Britcraft86's avatar

skgskgskg22— how can you forgive and forget, i tried that and they did the same thing they did to betray me, it’s best to just move on and find someone else to be happy with or stay single for a while and hang out with friends. what do you think

skgskgskg22's avatar

Well if they do it again then they definatly weren’t worthy of forgiveness. Only if it’s sincere will it work. And not only with relationships but with friendships also.

jewels10's avatar

Yes and for the remaining year or so of our relationship I spent defending myself because he was so insane thinking I was going to “seek revenge” on him for what he did to me! It was one of the
most miserable times of my life.

skgskgskg22's avatar

Hmm that sucks.
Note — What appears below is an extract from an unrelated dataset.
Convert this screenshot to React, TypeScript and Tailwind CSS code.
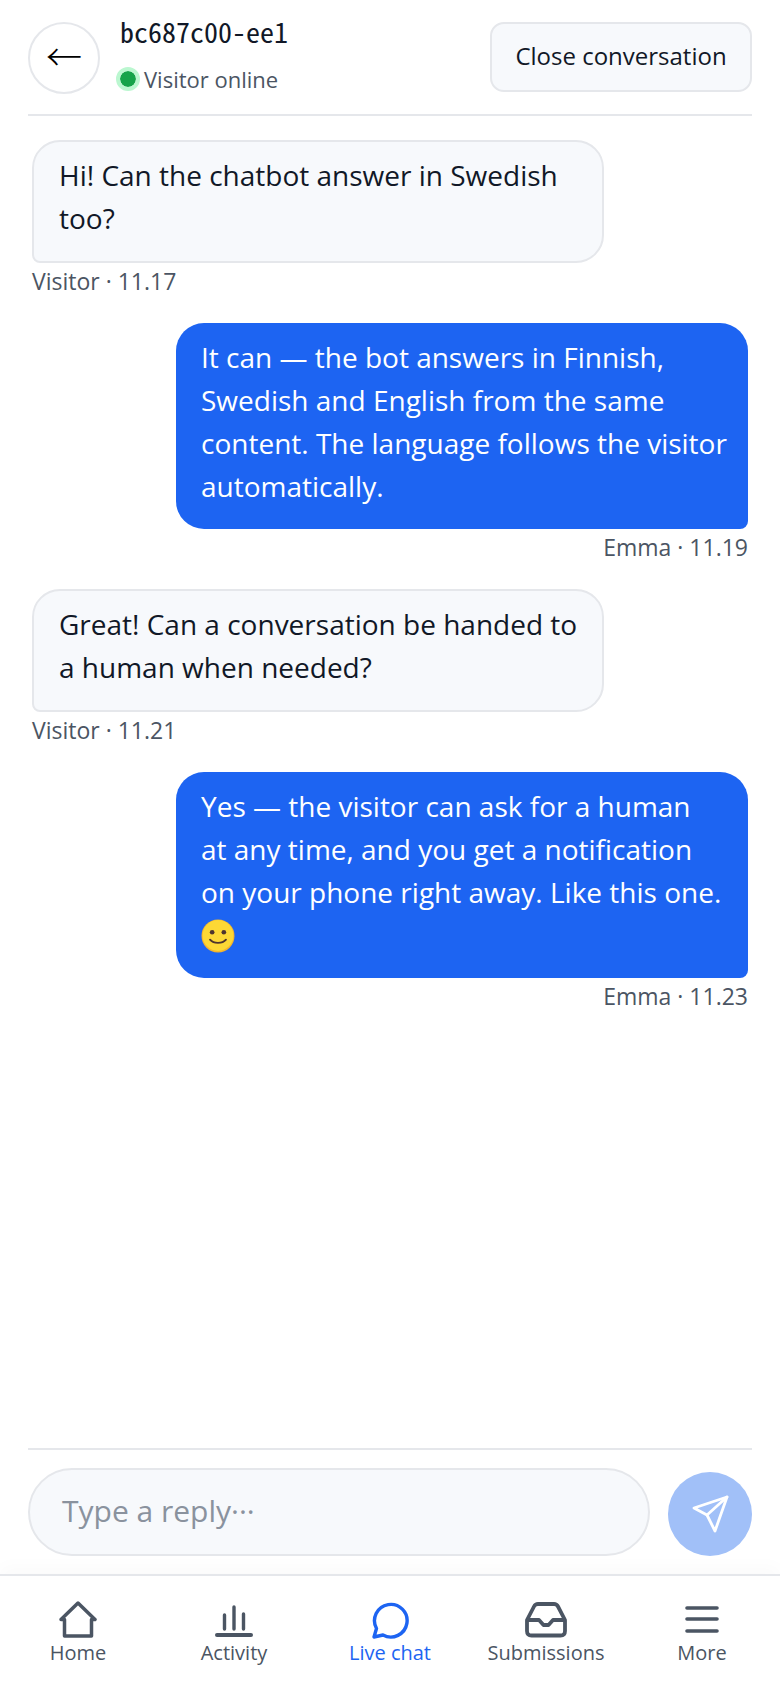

But at least you have moved on and learned from your bad experience.

punkrockworld's avatar

Yes I have and regretted it so much. That’s why I would tell everyone that if someone betrays you,it simply means that they don’t want good things for you. And sometimes it’s hard to imagine but there are some jealous, weird people in this world. Think about it… real friends don’t do **** like that.

SeekerSeekiing's avatar

I have, but only after knowing that they ‘learned something’ from the last episode…and they were sincerely sorry. And it’s turned out great, we’ve been friends for eons…and they also now know that I have boundaries. If it happened again, if a person could hurt me again, KNOWING how much it hurt the 1st time [and they’d know, cause I’d tell them] then they are someone I would not want to continue in my circle of friends.

La_chica_gomela's avatar

For me, there’s a very large difference between ‘forgiving someone’ and ‘taking them back’. For me, forgiveness mean I’m not angry anymore, and that I’ve made peace with what happened, even if I haven’t told them. Taking them back means expecting them to not do it again, and for a lot of people in a lot of situations, that’s just not realistic.

I have forgiven most of the people who I felt wronged me, but only taken a few back. I usually regret it, and now I never take anyone back in a romantic relationship. There’s always a reason it ends, and those reasons don’t just go away.